Selasa, 25 Maret 2014

Mengobati Trauma dengan Ruqyah




Saya seorang wali murid di salah satu lembaga pendidikan formal plus dengan sistem asrama. Pada saat putra saya masih kelas 2 SMA dirinya mendapatkan pengalaman yang cukup tragis, yaitu dituduh mencuri dan menganiaya oleh teman-temannya. Secara otomatis, dirinya menjadi korban dari keberingasan teman-temannya dan mendapat sanksi dari pengurus asrama.
Dengan berat hati dan menahan rasa malu akhirnya saya membawanya pulang. Selama dirumah, dia selalu murung dan tidak bergairah. Hampir setiap detik dia meyakinkan saya bahwa dirinya tidak bersalah.
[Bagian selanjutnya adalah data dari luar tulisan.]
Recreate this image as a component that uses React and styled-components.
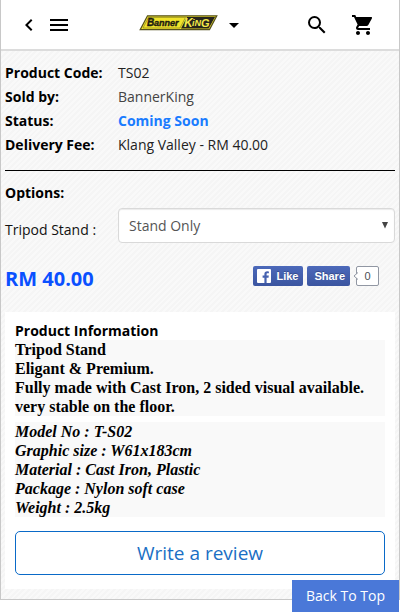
import React from "react";
import styled, { createGlobalStyle } from "styled-components";
import {
  MdArrowDropDown,
  MdChevronLeft,
  MdMenu,
  MdSearch,
  MdShoppingCart,
} from "react-icons/md";

const GlobalStyle = createGlobalStyle`
  * {
    box-sizing: border-box;
  }

  body {
    margin: 0;
    background: #fff;
    color: #000;
    font-family: "Open Sans", "Noto Sans", sans-serif;
    font-size: 14px;
    line-height: 24px;
  }
`;

// Styled Components
const Page = styled.div`
  border: 1px solid #c8c8c8;
  border-top: 0;
  background: repeating-linear-gradient(
    135deg,
    #f5f5f5 0,
    #f5f5f5 2px,
    #f9f9f9 2px,
    #f9f9f9 4px
  );
`;

const Header = styled.header`
  display: flex;
  align-items: center;
  justify-content: space-between;
  height: 51px;
  padding: 0 24px 0 16px;
  background: #fff;
  border-bottom: 2px solid #dcdcdc;
`;

const HeaderGroup = styled.div`
  display: flex;
  align-items: center;
  gap: ${({ $gap }) => $gap || 0}px;
`;

const Brand = styled(HeaderGroup)`
  padding-left: 8px;
`;

const IconButton = styled.button`
  display: flex;
  padding: 0;
  border: 0;
  background: none;
  color: #000;
  font-size: 24px;
  cursor: pointer;
`;

const LogoLink = styled.a`
  display: flex;
  padding-bottom: 4px;
`;

const Details = styled.section`
  padding: 10px 4px 21px;
`;

const DetailList = styled.dl`
  display: grid;
  grid-template-columns: 113px 1fr;
  margin: 0 0 13px;
`;

const DetailTerm = styled.dt`
  font-weight: 700;
`;

const DetailValue = styled.dd`
  margin: 0;
  color: ${({ $tone }) => $tone || "#222"};
  font-weight: ${({ $strong }) => ($strong ? 700 : 400)};
`;

const Divider = styled.hr`
  height: 1px;
  margin: 0 0 10px;
  border: 0;
  background: #000;
`;

const SectionTitle = styled.h2`
  margin: 0;
  font-size: 14px;
  font-weight: 700;
  line-height: ${({ $line }) => $line || 24}px;
`;

const OptionRow = styled.div`
  display: grid;
  grid-template-columns: 113px 1fr;
  margin-top: 3px;
`;

const OptionLabel = styled.label`
  padding-top: 10px;
  color: #111;
`;

const SelectBox = styled.div`
  position: relative;
`;

const Select = styled.select`
  display: block;
  width: 100%;
  height: 35px;
  padding: 0 24px 0 10px;
  border: 1px solid #d9d9d9;
  border-radius: 4px;
  background: #fff;
  box-shadow: inset 0 1px 1px rgba(0, 0, 0, 0.08);
  color: #555;
  font: inherit;
  appearance: none;
`;

const SelectArrow = styled.svg`
  position: absolute;
  top: 14px;
  right: 7px;
  pointer-events: none;
`;

const PriceRow = styled.div`
  display: flex;
  align-items: center;
  justify-content: space-between;
  margin-top: 24px;
  padding-right: 16px;
`;

const Price = styled.strong`
  color: #0a50ff;
  font-size: 20px;
`;

const Social = styled.div`
  display: flex;
  align-items: center;
  gap: 4px;
  margin-top: -6px;
`;

const SocialButton = styled.button`
  display: flex;
  align-items: center;
  gap: 5px;
  height: 20px;
  padding: 0 ${({ $padRight }) => $padRight}px 0 ${({ $padLeft }) => $padLeft}px;
  border: 0;
  border-radius: 2px;
  background: linear-gradient(#4c69ba, #3b55a0);
  color: #fff;
  font: 700 11px "Liberation Sans", Arial, sans-serif;
  text-shadow: 0 -1px 0 #354c8c;
  cursor: pointer;
`;

const ShareCount = styled.span`
  position: relative;
  margin-left: 2px;
  width: 23px;
  height: 20px;
  border: 1px solid #9197a3;
  border-radius: 2px;
  background: #fff;
  color: #4b4f56;
  font: 11px/18px "Liberation Sans", Arial, sans-serif;
  text-align: center;

  svg {
    position: absolute;
    top: 5px;
    left: -4px;
  }
`;

const InfoCard = styled.section`
  margin: 0 4px;
  padding: 10px 10px 14px;
  background: #fff;
`;

const InfoBlock = styled.p`
  margin: 0 0 ${({ $gap }) => $gap}px;
  background: #f9f9f9;
  font-family: "Liberation Serif", "Times New Roman", serif;
  font-size: 16px;
  font-style: ${({ $italic }) => ($italic ? "italic" : "normal")};
  font-weight: 700;
  line-height: 19px;
`;

const ReviewButton = styled.button`
  width: 100%;
  height: 44px;
  padding: 0;
  border: 1px solid #0a6ac8;
  border-radius: 5px;
  background: #fff;
  color: #1a6fc4;
  font: 19px "Open Sans", "Noto Sans", sans-serif;
  cursor: pointer;
`;

const PageEnd = styled.div`
  height: 10px;
`;

const BackToTop = styled.a`
  position: fixed;
  right: 1px;
  bottom: 1px;
  padding: 4px 14px;
  background: #4a78d8;
  color: #fff;
  text-decoration: none;
`;

const DETAILS = [
  { term: "Product Code:", value: "TS02" },
  { term: "Sold by:", value: "BannerKing", tone: "#444" },
  { term: "Status:", value: "Coming Soon", tone: "#1a7cff", strong: true },
  { term: "Delivery Fee:", value: "Klang Valley - RM 40.00" },
];

const DESCRIPTION = [
  "Tripod Stand",
  "Eligant & Premium.",
  "Fully made with Cast Iron, 2 sided visual available.",
  "very stable on the floor.",
];

const SPECS = [
  "Model No : T-S02",
  "Graphic size : W61x183cm",
  "Material : Cast Iron, Plastic",
  "Package : Nylon soft case",
  "Weight : 2.5kg",
];

const Lines = ({ items }) =>
  items.map((line, index) => (
    <React.Fragment key={line}>
      {index > 0 && <br />}
      {line}
    </React.Fragment>
  ));

const Logo = () => (
  <svg width="79" height="16" viewBox="0 0 79 16">
    <path d="M8.5 0.8H77.8L70.5 14.6H1.2Z" fill="#f0e32a" stroke="#55501c" strokeWidth="1.2" />
    <path d="M9.5 2.4H46.5L41 13H4Z" fill="none" stroke="#8b831f" strokeWidth="0.7" />
    <path d="M48 2H76L69.6 13.4H42Z" fill="#26241c" />
    <g fontFamily="Liberation Sans, Arial, sans-serif" fontWeight="700" fontStyle="italic">
      <text x="8" y="11.4" fontSize="10" fill="#1d1b10" stroke="#1d1b10" strokeWidth="0.4">
        B
      </text>
      <text x="15" y="11.4" fontSize="9" fill="#1d1b10" stroke="#1d1b10" strokeWidth="0.4">
        anner
      </text>
      <text x="45" y="12.4" fontSize="12" fill="#f3e94a">
        K
      </text>
      <text x="53" y="11.4" fontSize="9" fill="#f3e94a">
        iN
      </text>
      <text x="62" y="12" fontSize="11" fill="#f3e94a">
        G
      </text>
    </g>
  </svg>
);

const FacebookMark = () => (
  <svg width="14" height="14" viewBox="0 0 14 14">
    <rect width="14" height="14" rx="1" fill="#fff" />
    <path
      d="M9.6 14V8.7h1.9l.3-2.1H9.6V5.3c0-.6.2-1 1.1-1h1.2V2.4a14 14 0 0 0-1.7-.1C8.5 2.3 7.4 3.3 7.4 5.1v1.5H5.6v2.1h1.8V14Z"
      fill="#4662b0"
    />
  </svg>
);

const App = () => {
  return (
    <>
      <GlobalStyle />
      <Page id="top">
        <Header>
          <HeaderGroup $gap={6}>
            <IconButton aria-label="Back">
              <MdChevronLeft />
            </IconButton>
            <IconButton aria-label="Menu">
              <MdMenu />
            </IconButton>
          </HeaderGroup>
          <Brand $gap={4}>
            <LogoLink href="#top" aria-label="BannerKing">
              <Logo />
            </LogoLink>
            <IconButton aria-label="More">
              <MdArrowDropDown />
            </IconButton>
          </Brand>
          <HeaderGroup $gap={22}>
            <IconButton aria-label="Search">
              <MdSearch />
            </IconButton>
            <IconButton aria-label="Cart">
              <MdShoppingCart />
            </IconButton>
          </HeaderGroup>
        </Header>

        <Details>
          <DetailList>
            {DETAILS.map(({ term, value, tone, strong }) => (
              <React.Fragment key={term}>
                <DetailTerm>{term}</DetailTerm>
                <DetailValue $tone={tone} $strong={strong}>
                  {value}
                </DetailValue>
              </React.Fragment>
            ))}
          </DetailList>

          <Divider />

          <SectionTitle>Options:</SectionTitle>
          <OptionRow>
            <OptionLabel htmlFor="stand">Tripod Stand :</OptionLabel>
            <SelectBox>
              <Select id="stand" defaultValue="stand-only">
                <option value="stand-only">Stand Only</option>
              </Select>
              <SelectArrow width="6" height="7" viewBox="0 0 6 7">
                <path d="M0 0H6L3 6.5Z" fill="#444" />
              </SelectArrow>
            </SelectBox>
          </OptionRow>

          <PriceRow>
            <Price>RM 40.00</Price>
            <Social>
              <SocialButton $padLeft={4} $padRight={5}>
                <FacebookMark />
                Like
              </SocialButton>
              <SocialButton $padLeft={7} $padRight={5}>
                Share
              </SocialButton>
              <ShareCount>
                <svg width="5" height="8" viewBox="0 0 5 8">
                  <path d="M5 0.5L1 4L5 7.5" fill="#fff" stroke="#9197a3" />
                </svg>
                0
              </ShareCount>
            </Social>
          </PriceRow>
        </Details>

        <InfoCard>
          <SectionTitle $line={18}>Product Information</SectionTitle>
          <InfoBlock $gap={6}>
            <Lines items={DESCRIPTION} />
          </InfoBlock>
          <InfoBlock $gap={14} $italic>
            <Lines items={SPECS} />
          </InfoBlock>
          <ReviewButton>Write a review</ReviewButton>
        </InfoCard>
        <PageEnd />
      </Page>
      <BackToTop href="#top">Back To Top</BackToTop>
    </>
  );
};

export default App;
Mendengar aduannya yang tak kunjung berhenti, saya merasa curiga dan berniat menghubungi pengurus untuk meminta klarifikasi. Tanpa disangka, tepat sebelum saya menghubungi mereka, pihak yayasan telah lebih dulu menghubungi saya untuk meminta maaf dan mengklarifikasi permasalahan anak saya. Mereka mengharapkan agar putra saya mau kembali ke asrama untuk meneruskan pendidikannya.
Ibarat nasi telah menjadi bubur, trauma yang dirasakan putra saya ternyata sangat dalam. Jangankan untuk kembali ke lembaga, sekedar belajar saja sudah tidak mau. Bermacam cara telah saya gunakan agar putra saya mau meneruskan studinya,termasuk ke seorang psikiater tetapi semuanya sia-sia.
Sampai akhirnya saya mendapatkan saran dari kerabat untuk membawa putra saya ketempat praktek Ustadz Massar di Semarang. Singkat cerita, akhirnya diputuskanlah untuk meruqyah putra saya beberapa saat setelah saya berkonsultasi. Alhamdulillah, sedikit demi sedikit putra saya mau dibujuk untuk kembali ke lembaga pendidikan. Bahkan kini teman-teman yang dulu menyakitinya telah menjadi sahabatnya. Terimakasih banyak Pak Ustadz.